But the public domain ought to be a public trust, a cultural infrastructure that is free to all. In the absence of some competing not-for-profit effort, we should at least start thinking about how we as stakeholders can demand better access to these public domain works. Microsoft and Google are free to scan them, and it’s good that someone has finally kickstarted a serious digitization campaign. It’s our job to hold them accountable, and to make sure that the public domain doesn’t get redefined as the semi-public domain.

google launches archival news search

Today Google unveiled a major extension of its news search service, expanding into periodical archives that stretch back to the mid-18th century. Most of the articles are pay downloads, or pay-per-view, and are offered by Google through licensing agreements with newspapers and existing document retrieval services including The New York Times Co., The Washington Post Co., The Wall Street Journal, Reed Elsevier, LexisNexis and Factiva. Google won’t actually host content or handle payments, it simply presents items with titles, brief excerpts and ordering information. Google also crawls free archives already on the web and mixes these in, and (a nice touch) links all search results to “related web pages,” plugging keywords into a general web search. Google won’t run adds in this service, at least for now. More coverage here and here.
This is a fine service, but it only underscores the need for a non-commercial alternative. Much of the material here is public domain, but is provided through commercial services. Google simply adds a new web-integrated layer. Anyone who believes that the public domain ought to be fully accessible to all should be thinking bigger than Google.
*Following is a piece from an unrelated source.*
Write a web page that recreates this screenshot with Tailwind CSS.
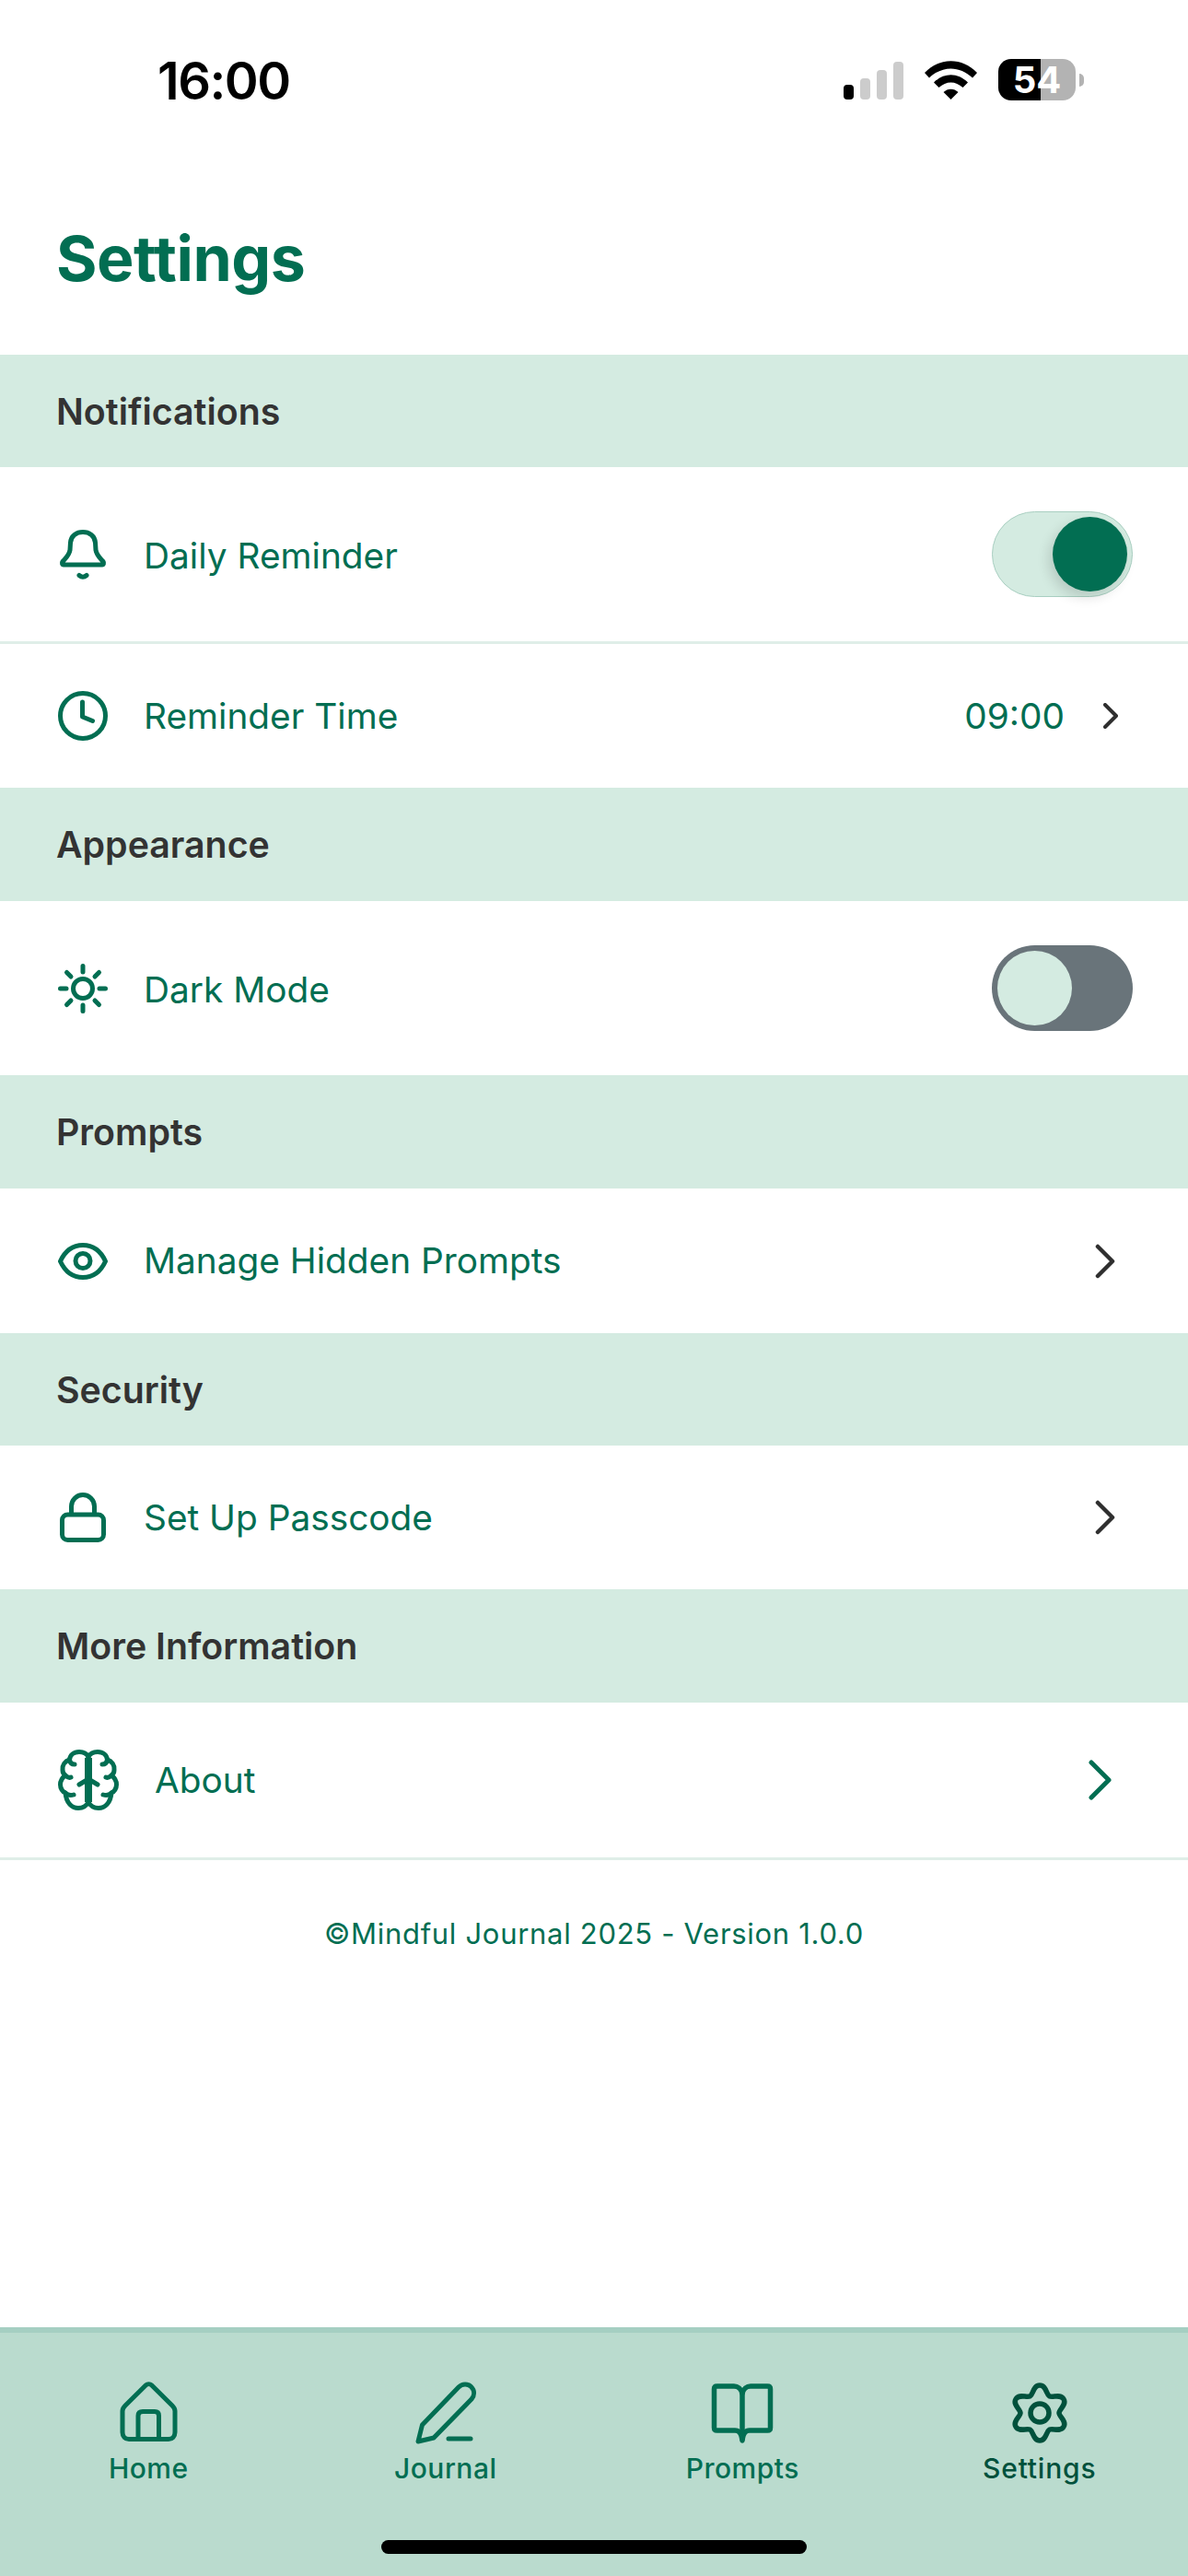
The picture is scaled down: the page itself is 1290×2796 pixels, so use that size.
<!DOCTYPE html>
<html>
<head>
  <title>Settings</title>
  <script src="https://cdn.jsdelivr.net/npm/@tailwindcss/browser@4"></script>
</head>
<body class="h-[2796px] w-[1290px] flex flex-col bg-white overflow-hidden font-['Inter',sans-serif] text-[#026e52]">

  <!-- status bar -->
  <div class="h-[176px] shrink-0 flex items-start justify-between pt-[64px] pl-[171px] pr-[113px]">
    <span class="text-[56px] leading-[48px] font-semibold text-black tracking-[-1.5px]">16:00</span>
    <div class="flex items-center">
      <div class="flex items-end gap-[7px] h-[41px] mt-[2px]">
        <div class="w-[11px] h-[16px] rounded-[4px] bg-black"></div>
        <div class="w-[11px] h-[23px] rounded-[4px] bg-[#cccccc]"></div>
        <div class="w-[11px] h-[32px] rounded-[4px] bg-[#cccccc]"></div>
        <div class="w-[11px] h-[41px] rounded-[4px] bg-[#cccccc]"></div>
      </div>
      <svg class="ml-[23px] mr-[23px]" width="57" height="42" viewBox="0 0 57 42">
        <path fill="black" d="M0 13 C16 -4 41 -4 57 13 L52 18.500 C38 5 19 5 5 18.500 Z"/>
        <path fill="black" d="M10 23.500 C21 12.500 36 12.500 47 23.500 L41.500 29 C33.500 21.500 23.500 21.500 15.500 29 Z"/>
        <path fill="black" d="M20.500 34 C25 29.500 32 29.500 36.500 34 L28.500 42 Z"/>
      </svg>
      <div class="relative w-[84px] h-[45px] flex">
        <div class="w-[46px] h-full rounded-l-[14px] bg-black"></div>
        <div class="w-[38px] h-full rounded-r-[14px] bg-[#b3b3b3]"></div>
        <span class="absolute inset-0 flex items-center justify-center text-[40px] leading-[45px] font-bold text-white">54</span>
      </div>
      <div class="ml-[4px] w-[5px] h-[14px] rounded-r-full bg-[#b3b3b3]"></div>
    </div>
  </div>

  <!-- title -->
  <div class="h-[209px] shrink-0 pl-[61px] pt-[66px]">
    <h1 class="text-[68px] leading-[76px] font-bold tracking-[-0.5px]">Settings</h1>
  </div>

  <!-- sections -->
  <div class="flex h-[122px] shrink-0 items-center bg-[#d4ebe1] pl-[61px] pt-[2px] text-[39.3px] font-semibold text-[#333333]">Notifications</div>

  <div class="flex h-[192px] shrink-0 items-center border-b-[3px] border-[#dfeee8] pl-[63px] pr-[60px]">
    <svg class="mr-[39px]" width="54" height="54" viewBox="0 0 54 54" fill="none" stroke="#026e52" stroke-width="5" stroke-linecap="round" stroke-linejoin="round">
      <path d="M6 38 C4.500 38 4 36 5 34.500 C8 31 12 28 13 22 L13.500 14 C14 6.500 20 2.500 27 2.500 C34 2.500 40 6.500 40.500 14 L41 22 C42 28 46 31 49 34.500 C50 36 49.500 38 48 38 Z"/>
      <path d="M23 49.500 Q27 53 31 49.500"/>
    </svg>
    <span class="mt-[3px] text-[38.8px]">Daily Reminder</span>
    <div class="ml-auto relative w-[153px] h-[93px] rounded-full bg-[#d4ebe1] border border-[#a9cfc1]">
      <div class="absolute right-[5px] top-[5px] w-[81px] h-[81px] rounded-full bg-[#026e52] shadow-[-4px_6px_14px_rgba(0,0,0,0.14)]"></div>
    </div>
  </div>

  <div class="flex h-[156px] shrink-0 items-center pl-[63px] pr-[76px]">
    <svg class="mr-[39px]" width="54" height="54" viewBox="0 0 54 54" fill="none" stroke="#026e52" stroke-width="5" stroke-linecap="round" stroke-linejoin="round">
      <circle cx="27" cy="27" r="24.500"/>
      <path d="M26.500 12 V28 L37.500 32.500"/>
    </svg>
    <span class="text-[38.8px]">Reminder Time</span>
    <span class="ml-auto text-[38.8px]">09:00</span>
    <svg class="ml-[42px]" width="16" height="28" viewBox="0 0 16 28" fill="none" stroke="#2f2f2f" stroke-width="4" stroke-linecap="round" stroke-linejoin="round">
      <path d="M2 2 L14 14 L2 26"/>
    </svg>
  </div>

  <div class="flex h-[123px] shrink-0 items-center bg-[#d4ebe1] pl-[61px] pt-[2px] text-[39.3px] font-semibold text-[#333333]">Appearance</div>

  <div class="flex h-[189px] shrink-0 items-center pl-[63px] pr-[60px]">
    <svg class="mr-[39px]" width="54" height="54" viewBox="0 0 54 54" fill="none" stroke="#026e52" stroke-width="5" stroke-linecap="round">
      <circle cx="27" cy="27" r="10.500"/>
      <path d="M27 2.500 V9 M27 45 V51.500 M2.500 27 H9 M45 27 H51.500 M9.500 9.500 L14 14 M40 40 L44.500 44.500 M9.500 44.500 L14 40 M40 14 L44.500 9.500"/>
    </svg>
    <span class="mt-[3px] text-[38.8px]">Dark Mode</span>
    <div class="ml-auto relative w-[153px] h-[93px] rounded-full bg-[#69747a]">
      <div class="absolute left-[6px] top-[6px] w-[81px] h-[81px] rounded-full bg-[#d4ebe1]"></div>
    </div>
  </div>

  <div class="flex h-[123px] shrink-0 items-center bg-[#d4ebe1] pl-[61px] pt-[2px] text-[39.3px] font-semibold text-[#333333]">Prompts</div>

  <div class="flex h-[157px] shrink-0 items-center pl-[63px] pr-[78px]">
    <svg class="mr-[39px]" width="54" height="40" viewBox="0 0 54 40" fill="none" stroke="#026e52" stroke-width="5" stroke-linejoin="round">
      <path d="M2.500 20 C8 8 17 2.500 27 2.500 C37 2.500 46 8 51.500 20 C46 32 37 37.500 27 37.500 C17 37.500 8 32 2.500 20 Z"/>
      <circle cx="27" cy="19.500" r="8"/>
    </svg>
    <span class="text-[38.8px]">Manage Hidden Prompts</span>
    <svg class="ml-auto" width="24" height="38" viewBox="0 0 24 38" fill="none" stroke="#2f2f2f" stroke-width="4.500" stroke-linecap="round" stroke-linejoin="round">
      <path d="M4 3 L20 19 L4 35"/>
    </svg>
  </div>

  <div class="flex h-[122px] shrink-0 items-center bg-[#d4ebe1] pl-[61px] pt-[2px] text-[39.3px] font-semibold text-[#333333]">Security</div>

  <div class="flex h-[156px] shrink-0 items-center pl-[63px] pr-[78px]">
    <svg class="mr-[39px]" width="54" height="54" viewBox="0 0 54 54" fill="none" stroke="#026e52" stroke-width="5" stroke-linejoin="round">
      <rect x="4.500" y="24" width="45" height="27.500" rx="6"/>
      <path d="M14.500 24 V15 a12.500 12.500 0 0 1 25 0 V24"/>
    </svg>
    <span class="text-[38.8px]">Set Up Passcode</span>
    <svg class="ml-auto" width="24" height="38" viewBox="0 0 24 38" fill="none" stroke="#2f2f2f" stroke-width="4.500" stroke-linecap="round" stroke-linejoin="round">
      <path d="M4 3 L20 19 L4 35"/>
    </svg>
  </div>

  <div class="flex h-[123px] shrink-0 items-center bg-[#d4ebe1] pl-[61px] pt-[2px] text-[39.3px] font-semibold text-[#333333]">More Information</div>

  <div class="flex h-[171px] shrink-0 items-center border-b-[3px] border-[#dfeee8] pl-[63px] pr-[82px]">
    <svg class="mr-[39px]" width="66" height="66" viewBox="0 0 66 66" fill="none" stroke="#026e52" stroke-width="5" stroke-linecap="round" stroke-linejoin="round">
      <path d="M33 8 C31 4 27 2.500 23 2.500 C17 2.500 13 6 12.500 11 C7.500 12.500 4.500 17 5 22 C5 25 6.500 27 8 28 C4 31 2.500 34 2.500 38 C2.500 42 5 46 8 47 C9 58 15 63.500 22 63.500 C27 63.500 31 61 33 57 Z"/>
      <path d="M33 8 C35 4 39 2.500 43 2.500 C49 2.500 53 6 53.500 11 C58.500 12.500 61.500 17 61 22 C61 25 59.500 27 58 28 C62 31 63.500 34 63.500 38 C63.500 42 61 46 58 47 C57 58 51 63.500 44 63.500 C39 63.500 35 61 33 57 Z"/>
      <path stroke-width="8" stroke-linecap="butt" d="M33 9 V57"/>
      <path d="M33 32 L23 38 M33 32 L43 38 M12.500 11 C13 14 15 16 18 16 M53.500 11 C53 14 51 16 48 16 M8 47 C11 50 14 50 17 49 M58 47 C55 50 52 50 49 49 M8 28 C10 30 12 31 14 30 M58 28 C56 30 54 31 52 30"/>
    </svg>
    <span class="text-[38.8px]">About</span>
    <svg class="ml-auto" width="27" height="44" viewBox="0 0 27 44" fill="none" stroke="#026e52" stroke-width="5" stroke-linecap="round" stroke-linejoin="round">
      <path d="M4 3 L23 22 L4 41"/>
    </svg>
  </div>

  <!-- footer line -->
  <p class="mt-[61px] text-center text-[31px] leading-[38px] tracking-[0.7px]">©Mindful Journal 2025 - Version 1.0.0</p>

  <!-- tab bar -->
  <nav class="relative mt-auto h-[270px] shrink-0 grid grid-cols-4 bg-[#badbce] border-t-[6px] border-[#a5cfc2]">
    <div class="flex flex-col items-center pt-[53px]">
      <svg width="66" height="68" viewBox="0 0 66 68" fill="none" stroke="#026e52" stroke-width="5" stroke-linejoin="round">
        <path d="M30.500 3.800 C32 2.300 35 2.300 36.500 3.800 L59 26 C60.500 27.500 62 29.500 62 32 V55 C62 59.500 59 62.500 55 62.500 H12 C8 62.500 5 59.500 5 55 V32 C5 29.500 6.500 27.500 8 26 Z"/>
        <path d="M22 62 V37 C22 34 24 32.500 27 32.500 H40 C43 32.500 44.500 34 44.500 37 V62"/>
      </svg>
      <span class="mt-[8px] text-[30px] leading-[36px] font-medium tracking-[0.5px]">Home</span>
    </div>
    <div class="flex flex-col items-center pt-[53px]">
      <svg width="70" height="68" viewBox="0 0 70 68" fill="none" stroke="#026e52" stroke-width="5" stroke-linecap="round" stroke-linejoin="round">
        <path d="M5 65 L9.500 47 L49 6 C53 2 59 2 62.500 5.500 C66.500 9.500 66.500 15 63 19 L22 61 Z"/>
        <path d="M38 62 H62"/>
      </svg>
      <span class="mt-[8px] text-[30px] leading-[36px] font-medium tracking-[0.5px]">Journal</span>
    </div>
    <div class="flex flex-col items-center pt-[53px]">
      <svg width="68" height="68" viewBox="0 0 68 68" fill="none" stroke="#026e52" stroke-width="5.500" stroke-linecap="round" stroke-linejoin="round">
        <path d="M34 13 C33 8 29 5 25 5 H6.500 C4.500 5 3.500 6 3.500 8 V50 C3.500 52 4.500 53 6.500 53 H26 C30 53 33 55 34 64 C35 55 38 53 42 53 H61.500 C63.500 53 64.500 52 64.500 50 V8 C64.500 6 63.500 5 61.500 5 H43 C39 5 35 8 34 13 Z"/>
        <path d="M34 13 V62"/>
      </svg>
      <span class="mt-[8px] text-[30px] leading-[36px] font-medium tracking-[0.5px]">Prompts</span>
    </div>
    <div class="flex flex-col items-center pt-[53px] text-[#00513c]">
      <svg width="62" height="68" viewBox="0 0 62 68" fill="none" stroke="#00513c" stroke-width="5.500" stroke-linejoin="round">
        <path d="M31 4 C38 4 38 13.800 41.500 15.800 C45 17.800 53.500 12.900 57 19 C60.500 25.100 52 30 52 34 C52 38 60.500 42.900 57 49 C53.500 55.100 45 50.200 41.500 52.200 C38 54.200 38 64 31 64 C24 64 24 54.200 20.500 52.200 C17 50.200 8.500 55.100 5 49 C1.500 42.900 10 38 10 34 C10 30 1.500 25.100 5 19 C8.500 12.900 17 17.800 20.500 15.800 C24 13.800 24 4 31 4 Z"/>
        <circle cx="31" cy="34" r="10"/>
      </svg>
      <span class="mt-[8px] text-[30px] leading-[36px] font-medium tracking-[0.8px]">Settings</span>
    </div>
    <div class="absolute left-[414px] top-[225px] w-[462px] h-[15px] rounded-full bg-black"></div>
  </nav>
</body>
</html>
google offers public domain downloads

Google announced today that it has made free downloadable PDFs available for many of the public domain books in its database. This is a good thing, but there are several problems with how they’ve done it. The main thing is that these PDFs aren’t actually text, they’re simply strings of images from the scanned library books. As a result, you can’t select and copy text, nor can you search the document, unless, of course, you do it online in Google. So while public access to these books is a big win, Google still has us locked into the system if we want to take advantage of these books as digital texts.
A small note about the public domain. Editions are key. A large number of books scanned so far by Google have contents in the public domain, but are in editions published after the cut-off (I think we’re talking 1923 for most books). Take this 2003 Signet Classic edition of the Darwin’s The Origin of Species. Clearly, a public domain text, but the book is in “limited preview” mode on Google because the edition contains an introduction written in 1958. Copyright experts out there: is it just this that makes the book off limits? Or is the whole edition somehow copyrighted?
Other responses from Teleread and Planet PDF, which has some detailed suggestions on how Google could improve this service.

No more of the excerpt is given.